What Smart Operators Actually Track
The strongest operators I’ve seen don’t obsess over pennies.
They track structure.
They know:
- Their effective rate (total fees ÷ total volume)
- Their margin per sale
- Their cost per transaction
- Their dispute ratio
- How processing affects net profit, not just sales
They don’t treat processing like a mystery line item.
They treat it like rent or labor — something that deserves periodic review.
Because once you frame fees as a percentage of profit instead of revenue, everything changes.
The Real Shift
This isn’t about eliminating processing fees.
Cards aren’t going anywhere. Electronic payments continue to grow year after year, and customer expectations aren’t reversing.
Opting out isn’t realistic.
But understanding impact is.
When you zoom out, you see that payment processing affects:
Cash flow
Pricing strategy
Operational efficiency
Growth scalability
Risk exposure
It’s not just a swipe fee.
It’s a structural decision.
And structure determines whether growth feels energizing — or exhausting.
The Big Picture
Most small businesses don’t struggle because they aren’t working hard.
They struggle because their cost structure hasn’t evolved with their growth.
Payment processing is one of the largest variable expenses many businesses carry.
It scales with revenue.
It hits profit first.
And it rarely gets revisited.
That’s why the hidden costs of payment processing don’t feel urgent — until margins tighten.
The goal isn’t obsession.
It’s clarity.
Pull your last three statements.
Calculate your effective rate.
Compare it against your net margin.
Then ask better questions.
Is your pricing aligned?
Is your model still a fit?
Are disputes under control?
Are small fees stacking into big numbers?

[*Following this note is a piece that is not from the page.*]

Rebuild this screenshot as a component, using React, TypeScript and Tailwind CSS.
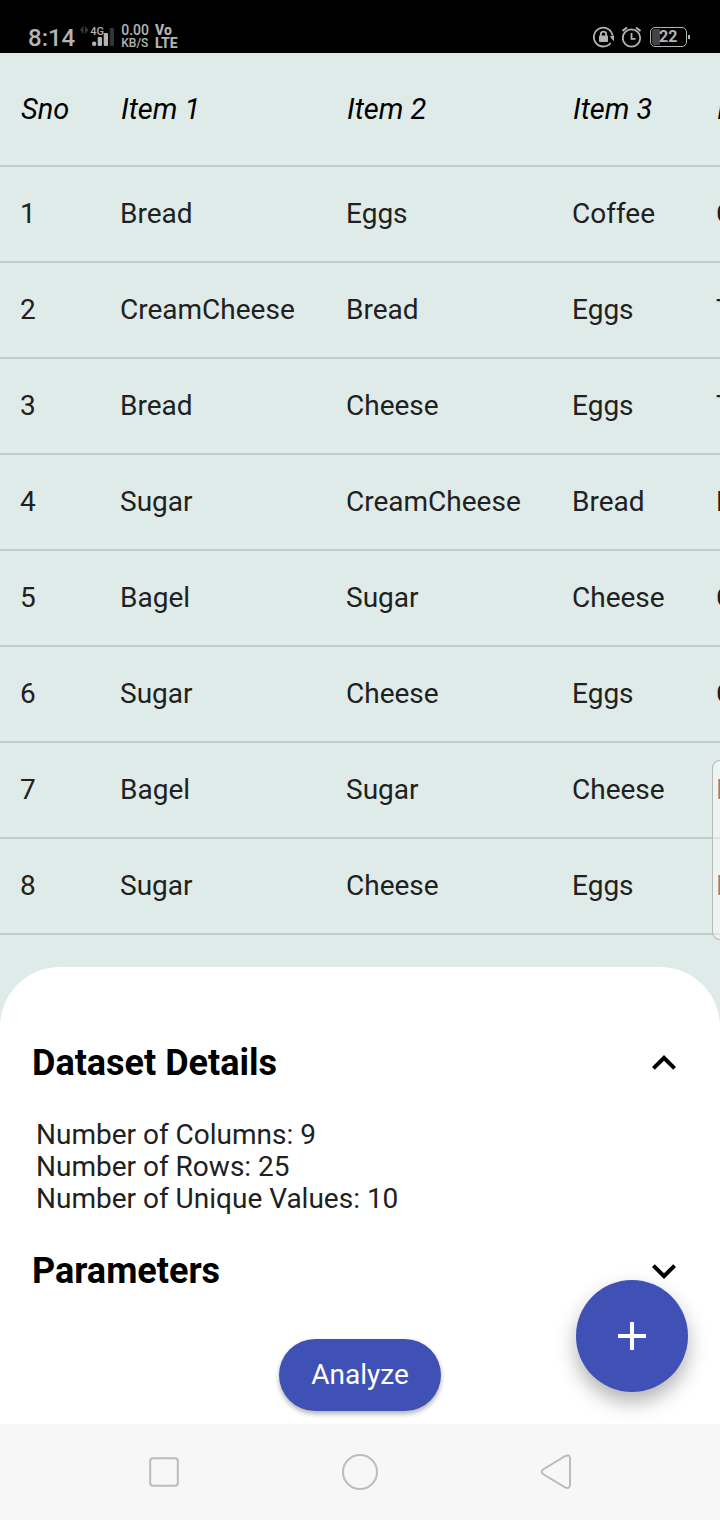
import { useState, type ReactNode } from "react";
import { MdAdd, MdKeyboardArrowDown, MdKeyboardArrowUp } from "react-icons/md";

const columns = ["Sno", "Item 1", "Item 2", "Item 3", "Item 4"];

const rows = [
  ["1", "Bread", "Eggs", "Coffee", "Cheese"],
  ["2", "CreamCheese", "Bread", "Eggs", "Tea"],
  ["3", "Bread", "Cheese", "Eggs", "Tea"],
  ["4", "Sugar", "CreamCheese", "Bread", "Eggs"],
  ["5", "Bagel", "Sugar", "Cheese", "Coffee"],
  ["6", "Sugar", "Cheese", "Eggs", "Coffee"],
  ["7", "Bagel", "Sugar", "Cheese", "Bread"],
  ["8", "Sugar", "Cheese", "Eggs", "Bread"],
];

function StatusBar() {
  return (
    <header className="flex h-[53px] items-end justify-between bg-black pr-[30px] pb-[3px] pl-7 text-[#b4b4b4]">
      <div className="flex items-end">
        <span className="text-2xl leading-6 font-medium">8:14</span>
        <div className="relative mb-px ml-[5px]">
          <svg className="block h-6 w-9" viewBox="0 0 36 24" aria-hidden="true">
            <path d="M0 5l3.5-4v8zM8.5 5L5 1v8z" fill="#3a3a3a" />
            <rect x="12" y="16.5" width="4.3" height="4.5" rx="2" fill="#b4b4b4" />
            <rect x="17.7" y="12" width="4.3" height="9" rx="1" fill="#b4b4b4" />
            <rect x="23.7" y="8" width="4.3" height="13" rx="1" fill="#b4b4b4" />
            <rect x="29.7" y="3" width="4.3" height="18" rx="1" fill="#333333" />
          </svg>
          <span className="absolute top-px left-[10px] text-[11px] leading-3 font-medium">4G</span>
        </div>
        <div className="ml-[5px] font-medium">
          <div className="text-sm leading-[13px]">0.00</div>
          <div className="text-xs leading-[13px]">KB/S</div>
        </div>
        <div className="ml-[6px] text-sm leading-[13px] font-extrabold">
          <div>Vo</div>
          <div>LTE</div>
        </div>
      </div>
      <div className="flex items-center gap-2 pb-[2px]">
        <svg className="h-[22px] w-[21px]" viewBox="0 0 21 22" fill="none" stroke="#b4b4b4" strokeWidth="1.8" aria-hidden="true">
          <path d="M19.5 9.3A9.4 9.4 0 1 0 17.6 17" />
          <path d="M16.8 10.5L21 9.3V15.3z" fill="#b4b4b4" stroke="none" />
          <rect x="6" y="9.5" width="9" height="6.5" rx="0.8" fill="#b4b4b4" stroke="none" />
          <path d="M7.8 10V8.4a2.7 2.7 0 0 1 5.4 0V10" />
        </svg>
        <svg className="h-[22px] w-[20px]" viewBox="0 0 20 22" fill="none" stroke="#b4b4b4" strokeWidth="1.8" aria-hidden="true">
          <circle cx="9.5" cy="12" r="8.7" />
          <path d="M9.5 7v5.8h4" />
          <path d="M.5 5L5 1.5M18.5 5L14 1.5" strokeWidth="2" />
        </svg>
        <div className="flex items-center">
          <div className="flex h-5 w-[37px] rounded-[5px] border border-[#b4b4b4] p-px">
            <div className="w-[8px] rounded-l-[3px] bg-[#444444]" />
            <span className="-ml-px text-base leading-4 font-bold">22</span>
          </div>
          <div className="ml-px h-1 w-[2px] bg-[#b4b4b4]" />
        </div>
      </div>
    </header>
  );
}

function DatasetTable() {
  return (
    <div className="overflow-x-auto [scrollbar-width:none]">
      <table className="w-[942px] table-fixed border-separate border-spacing-0 text-left text-[28px] leading-8 whitespace-nowrap text-[#212121]">
        <colgroup>
          <col className="w-[120px]" />
          <col className="w-[226px]" />
          <col className="w-[226px]" />
          <col className="w-[144px]" />
          <col className="w-[226px]" />
        </colgroup>
        <thead>
          <tr className="h-[114px] text-black">
            {columns.map((name) => (
              <th
                key={name}
                scope="col"
                className="border-b-2 border-[#c1cdca] p-0 pl-px text-[29px] font-normal italic first:pl-[21px]"
              >
                {name}
              </th>
            ))}
          </tr>
        </thead>
        <tbody>
          {rows.map((row) => (
            <tr key={row[0]} className="h-24">
              {row.map((value, i) => (
                <td key={i} className="border-b-2 border-[#c1cdca] p-0 first:pl-5">
                  {value}
                </td>
              ))}
            </tr>
          ))}
        </tbody>
      </table>
    </div>
  );
}

function Section({ title, initiallyOpen, children }: { title: string; initiallyOpen: boolean; children: ReactNode }) {
  const [open, setOpen] = useState(initiallyOpen);
  const Arrow = open ? MdKeyboardArrowUp : MdKeyboardArrowDown;
  return (
    <section>
      <h2>
        <button
          type="button"
          aria-expanded={open}
          onClick={() => setOpen(!open)}
          className="flex h-20 w-full items-center justify-between px-8 text-left text-4xl leading-10 font-bold text-black"
        >
          {title}
          <Arrow className="h-12 w-12" />
        </button>
      </h2>
      {open && <div className="px-9 py-4 text-[28px] leading-8 text-[#212121]">{children}</div>}
    </section>
  );
}

function NavigationBar() {
  const key = "flex flex-1 items-center justify-center";
  return (
    <nav className="flex h-24 bg-[#f7f7f7] px-[66px] text-[#bcbcbc]">
      <button type="button" aria-label="Recent apps" className={key}>
        <svg className="h-10 w-10" viewBox="0 0 40 40" fill="none" stroke="currentColor" strokeWidth="2">
          <rect x="6.2" y="6.2" width="27.6" height="27.6" rx="3" />
        </svg>
      </button>
      <button type="button" aria-label="Home" className={key}>
        <svg className="h-10 w-10" viewBox="0 0 40 40" fill="none" stroke="currentColor" strokeWidth="2">
          <circle cx="20" cy="20" r="17" />
        </svg>
      </button>
      <button type="button" aria-label="Back" className={key}>
        <svg className="h-10 w-10" viewBox="0 0 40 40" fill="none" stroke="currentColor" strokeWidth="2">
          <path d="M7 17.5L29 4.2Q33.500 2 34 6V33Q33.500 37.500 29 35.300L7 22Q4.500 19.750 7 17.500Z" />
        </svg>
      </button>
    </nav>
  );
}

export default function App() {
  return (
    <div className="flex min-h-screen flex-col bg-[#dfebe8] font-['Roboto',sans-serif] antialiased">
      <StatusBar />
      <main className="relative flex flex-1 flex-col">
        <DatasetTable />
        <div className="mt-8 flex flex-1 flex-col rounded-t-[60px] bg-white pt-14 pb-3">
          <Section title="Dataset Details" initiallyOpen={true}>
            <p>Number of Columns: 9</p>
            <p>Number of Rows: 25</p>
            <p>Number of Unique Values: 10</p>
          </Section>
          <Section title="Parameters" initiallyOpen={false}>
            <p>Minimum Support</p>
          </Section>
          <button
            type="button"
            className="mt-7 h-[72px] self-center rounded-full bg-[#3f51b5] px-8 text-[28px] leading-8 text-white shadow-[0_3px_5px_rgba(0,0,0,0.3)]"
          >
            Analyze
          </button>
        </div>
        <button
          type="button"
          aria-label="Add"
          className="absolute right-8 bottom-8 flex h-28 w-28 items-center justify-center rounded-full bg-[#3f51b5] text-white shadow-[0_10px_20px_rgba(0,0,0,0.3)]"
        >
          <MdAdd className="h-12 w-12" />
        </button>
        <div className="absolute top-[707px] right-0 h-[180px] w-2 rounded-l-lg border border-r-0 border-[#b4bab8] bg-white/45" />
      </main>
      <NavigationBar />
    </div>
  );
}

Because once you see it clearly, you don’t panic.
You adjust.
And small structural adjustments, especially in margin-sensitive businesses, compound faster than most people realize.
Busy feels good.
Revenue looks impressive.
But profit?
Profit is what pays you.
Funds growth.
Absorbs mistakes.
Creates freedom.
And anything that quietly chips away at that deserves more than a glance at the total line.